Brent McCallum
December 2012

As competition intensifies, innovation is increasingly the thing that separates the winners from the losers. Being good at innovation matters, but it has been a struggle for the Pharmaceutical sector. It’s ironic that an industry that relies heavily on learning and experimentation during the discovery and clinical trial phases sticks so rigidly to convention in commercial operations. The challenge we often hear from clients is how do we maintain high performance while allowing creativity to flourish?

It’s true that this is an evidence-based industry with significant scientific and regulatory hurdles. But in our view these barriers matter far less than the cultural ones. By definition innovation requires new thinking and cultural roadblocks often prevent change from happening.

Fortunately, there are proven ways to remove these roadblocks and get ideas flowing through an organization. Over the years, Make Believe has helped a number of organizations across diverse industries to embed innovation into their cultures. Here are the key lessons we have learned along the way.

C-suite support and sponsorship is vital to get innovation off the drawing board and into the market. You can’t just make a pronouncement that now you’re going to innovate and expect it to bubble up through the ranks. Ideas are fragile and leadership has to create an environment where trying new things - not all of which will work - is encouraged, nurtured and protected.

Innovation strategy needs to be aligned with business strategy to make change happen effectively. Innovation efforts should be anchored to issues the business cares deeply about, otherwise you will generate lots of ideas but few will ever see the light of day because leadership simply won’t be invested in the outcome. Set specific challenges rather than relying on random ideas coming forward. The latter is akin to the old corporate suggestion box and about as useful.  GE’s Ecomagination initiative, for instance, sprung from a strategic need to meet growing world demand for green energy.

Start with customer needs, not your product, service or idea. Immerse yourself in the customer’s world and uncover the things that really matter. Seek inspiration in new ways such as ethnography, extreme customer interviews and analogous situations to generate fresh perspectives. Use storytelling techniques to ask higher, more acidic questions. According to the annual Booz innovation survey, need seekers consistently outperform the market.
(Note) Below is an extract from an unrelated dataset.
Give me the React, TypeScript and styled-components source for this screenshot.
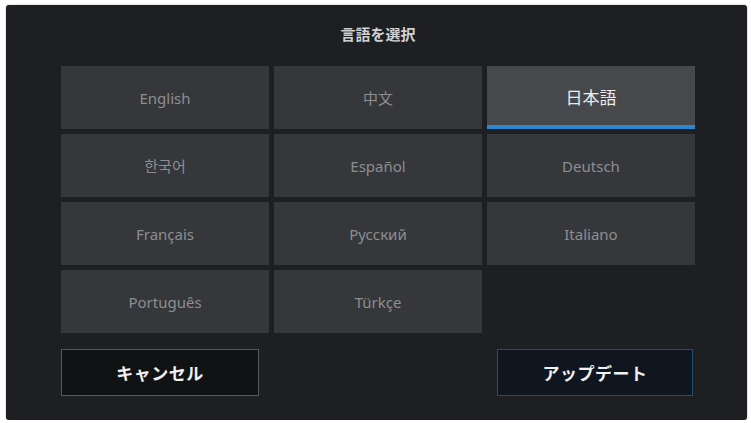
import React from "react";
import styled, { createGlobalStyle } from "styled-components";

const GlobalStyle = createGlobalStyle`
  html, body {
    margin: 0;
    padding: 0;
    background: #ffffff;
  }
  body {
    font-family: "Noto Sans", "Noto Sans CJK JP", sans-serif;
  }
`;

const Panel = styled.div`
  width: 741px;
  height: 415px;
  margin: 5px 0 0 6px;
  box-sizing: border-box;
  padding: 0 52px 0 55px;
  background: #1d1f22;
  border-radius: 3px;
  box-shadow: 0 0 2px rgba(0, 0, 0, 0.35);
  display: flex;
  flex-direction: column;
`;

const Title = styled.div`
  height: 56px;
  margin-bottom: 5px;
  display: flex;
  align-items: center;
  justify-content: center;
  color: #cfd0d2;
  font-family: "Noto Sans CJK JP", sans-serif;
  font-size: 15px;
  font-weight: 700;
`;

const Grid = styled.div`
  display: grid;
  grid-template-columns: repeat(3, 208px);
  grid-auto-rows: 63px;
  gap: 5px;
`;

const Tile = styled.div<{ $active?: boolean }>`
  display: flex;
  align-items: center;
  justify-content: center;
  background: ${(p) => (p.$active ? "#47484c" : "#35373b")};
  color: ${(p) => (p.$active ? "#ececec" : "#8d8e91")};
  font-family: "Noto Sans", "Noto Sans CJK JP", "Noto Sans CJK KR", sans-serif;
  font-size: ${(p) => (p.$active ? "17px" : "15px")};
  padding-bottom: ${(p) => (p.$active ? "2px" : "0")};
  box-sizing: border-box;
  box-shadow: ${(p) => (p.$active ? "inset 0 -4px 0 #2f86d0" : "none")};
`;

const Footer = styled.div`
  margin-top: 16px;
  padding-right: 2px;
  display: flex;
  justify-content: space-between;
`;

const Button = styled.div<{ $primary?: boolean }>`
  width: ${(p) => (p.$primary ? "196px" : "198px")};
  height: 47px;
  box-sizing: border-box;
  display: flex;
  align-items: center;
  justify-content: center;
  background: ${(p) => (p.$primary ? "#0f1620" : "#111214")};
  border: 1px solid ${(p) => (p.$primary ? "#234d73" : "#55575a")};
  color: #f0f0f0;
  font-family: "Noto Sans CJK JP", sans-serif;
  font-size: 17px;
  font-weight: 700;
  letter-spacing: 0.5px;
`;

const languages = [
  "English",
  "中文",
  "日本語",
  "한국어",
  "Español",
  "Deutsch",
  "Français",
  "Русский",
  "Italiano",
  "Português",
  "Türkçe",
];

const App: React.FC = () => {
  return (
    <>
      <GlobalStyle />
      <Panel>
        <Title>言語を選択</Title>
        <Grid>
          {languages.map((lang) => (
            <Tile key={lang} $active={lang === "日本語"}>
              {lang}
            </Tile>
          ))}
        </Grid>
        <Footer>
          <Button>キャンセル</Button>
          <Button $primary>アップデート</Button>
        </Footer>
      </Panel>
    </>
  );
};

export default App;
Early investment should focus on a small number of high priority areas. Rather than expecting innovation to come from all corners of the business start in few places and incubate these ideas with care and attention. When Steve Jobs rejoined Apple, he was dismayed at the number of disparate projects, including printers. He drew a 2X2 on the board and told everyone: “From now on this is all we do: Personal/Business Desktops, Personal/Business Laptops.” This reinvigorated Apple and set the stage for its mobile computing revolution.

It’s an old cliché but people are the key to innovation. If you want to generate fresh thinking you need to invest in developing leadership behaviors and employee capabilities. And enlist evangelists to spread innovation deeper into the organization. At Inuit, the financial software company, innovation is everyone’s task but select individuals are trained to serve as coaches and facilitators.

Foster a learning culture that rewards curiosity, bravery, collaboration and experimentation. If you are too afraid to fail, you are destined to do so. Rather than rushing to implementation, design experiments that help you learn and adapt.  Facebook’s mantra is: move fast, break things

Empower broad-based action through new processes, tools and measures. Established companies execute business models where customers, problems and product features are known. But innovation requires a start-up mindset where exploration and discovery are the norm. P&G runs courses on entrepreneurial thinking and has guides who help new product teams implement disruptive ideas.

Celebrate wins throughout the process and curate a showcase of the very best ideas to show how they were conceived and implemented (or, equally important, not implemented!). Gore Industries, maker of Goretex, maintains a museum quality exhibition of everything from stents to spacesuits.

Over time, success will be achieved by sustaining a portfolio of innovations that strike a balance between audacious ideas and commonsense everyday changes. Coca Cola uses a 70:20:10 model where 70% of resources are dedicated to existing or incremental offerings, 20% to evolutionary ideas and 10% to disruptive.

You need a story to provide a clear vision and create a sense of urgency. Your employees need to know why innovation is important and why they should care.  It shouldn’t just be about numbers. Unless you can engage them on a deeper, more emotional level, your message risks being drowned out by the din of the work day. Google’s story is about making the world’s information accessible.

Like any big change, becoming more innovative presents challenges and opportunities. But companies who embrace these principles will put themselves on the right path to generate fresh thinking and bold action.